I’ve longed for the audible voice of God, like Bible giants Moses and Abraham heard, but for me that’s never happened. I read The Book, not as often as I might do. I listen to wise ones teach on The Way/Truth/Life. I pray, somewhat hesitantly. But to hear God’s audible voice, not yet. Instead, I’ve had thoughts come to mind, found my attention drawn to seemingly inconsequential things I couldn’t ignore. The experiences I’m about to share are examples of this way of finding God. Bugs and bones and the natural world have opened up spiritual pathways to the divine. In the fullness of the glory of the earth, I  recognize God’s hand.

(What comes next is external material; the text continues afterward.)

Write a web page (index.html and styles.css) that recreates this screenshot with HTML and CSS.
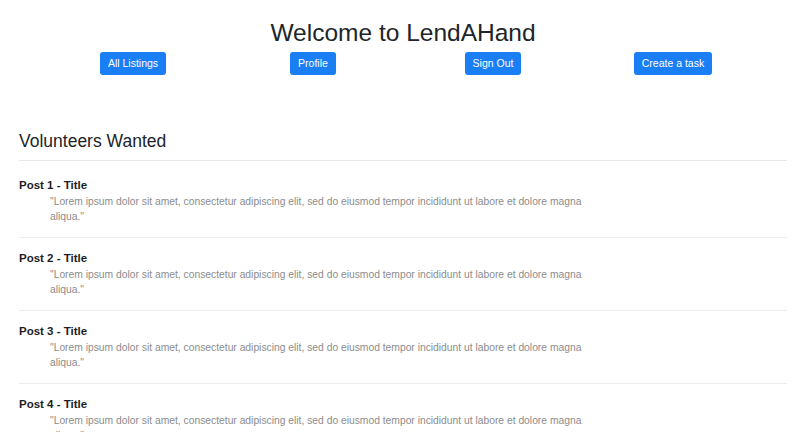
FILE: index.html
```html
<!DOCTYPE html>
<html lang="en">
<head>
    <meta charset="UTF-8">
    <meta name="viewport" content="width=device-width, initial-scale=1.0">
    <title>LendAHand</title>
    <link rel="stylesheet" href="styles.css">
</head>
<body>
    <header class="top">
        <h1 class="site-title">Welcome to LendAHand</h1>
        <nav class="nav-row">
            <div class="nav-cell"><a class="btn" href="#listings">All Listings</a></div>
            <div class="nav-cell"><a class="btn" href="#profile">Profile</a></div>
            <div class="nav-cell"><a class="btn" href="#signout">Sign Out</a></div>
            <div class="nav-cell"><a class="btn" href="#create">Create a task</a></div>
        </nav>
    </header>
    <main class="listings">
        <h2 class="section-title">Volunteers Wanted</h2>
        <ul class="posts">
            <li class="post">
                <h3 class="post-title">Post 1 - Title</h3>
                <p class="post-desc">"Lorem ipsum dolor sit amet, consectetur adipiscing elit, sed do eiusmod tempor incididunt ut labore et dolore magna aliqua."</p>
            </li>
            <li class="post">
                <h3 class="post-title">Post 2 - Title</h3>
                <p class="post-desc">"Lorem ipsum dolor sit amet, consectetur adipiscing elit, sed do eiusmod tempor incididunt ut labore et dolore magna aliqua."</p>
            </li>
            <li class="post">
                <h3 class="post-title">Post 3 - Title</h3>
                <p class="post-desc">"Lorem ipsum dolor sit amet, consectetur adipiscing elit, sed do eiusmod tempor incididunt ut labore et dolore magna aliqua."</p>
            </li>
            <li class="post">
                <h3 class="post-title">Post 4 - Title</h3>
                <p class="post-desc">"Lorem ipsum dolor sit amet, consectetur adipiscing elit, sed do eiusmod tempor incididunt ut labore et dolore magna aliqua."</p>
            </li>
        </ul>
    </main>
</body>
</html>
```

FILE: styles.css
```css
body {
    font-family: "Liberation Sans", Arial, sans-serif;
    color: #212529;
    margin: 0;
    padding: 0;
    background: #fff;
}

.site-title {
    font-size: 24.5px;
    font-weight: 400;
    line-height: 1.2;
    text-align: center;
    margin: 18px 0 5px;
}

.nav-row {
    width: 720px;
    margin: 0 auto;
    display: grid;
    grid-template-columns: repeat(4, 1fr);
    justify-items: center;
}

.btn {
    display: inline-block;
    font-size: 10.5px;
    line-height: 15px;
    padding: 4px 8px;
    color: #fff;
    background-color: #1a7ef5;
    border-radius: 3px;
    text-decoration: none;
}

.listings {
    padding: 0 19px;
}

.section-title {
    font-size: 17.5px;
    font-weight: 400;
    line-height: 1.2;
    margin: 56px 0 0;
    padding-bottom: 8px;
    border-bottom: 1px solid #e6e6e6;
}

.posts {
    list-style-type: none;
    margin: 4px 0 0;
    padding: 0;
}

.post {
    padding: 12px 0 13px;
    border-bottom: 1px solid #ececec;
}

.post-title {
    font-size: 11.5px;
    font-weight: 700;
    line-height: 16px;
    margin: 0;
    color: #1d1d1f;
}

.post-desc {
    font-size: 10.3px;
    line-height: 15px;
    color: #8c8c8c;
    max-width: 560px;
    margin: 1px 0 0 31px;
}
```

Don’t get me wrong. Sometimes I feel like God’s taken a long vacation, and doesn’t write or call or text me a thing while he is gone. Usually this coincides with times of discouragement, or depression, or when I’m dog tired and need God but can’t find him. But other times, I ‘try’ to see God and feel a disconnect no matter what I do. So I wait. It’s hard, but I do. ‘Cause I believe he’s going to show up, or my eyes will open up, my ears will unplug, and he’ll have been there the whole time. I’m sure it’s me, not him, breaking down communication (hint of deeply engrained childhood guilt). The past few months have been this way. Silent.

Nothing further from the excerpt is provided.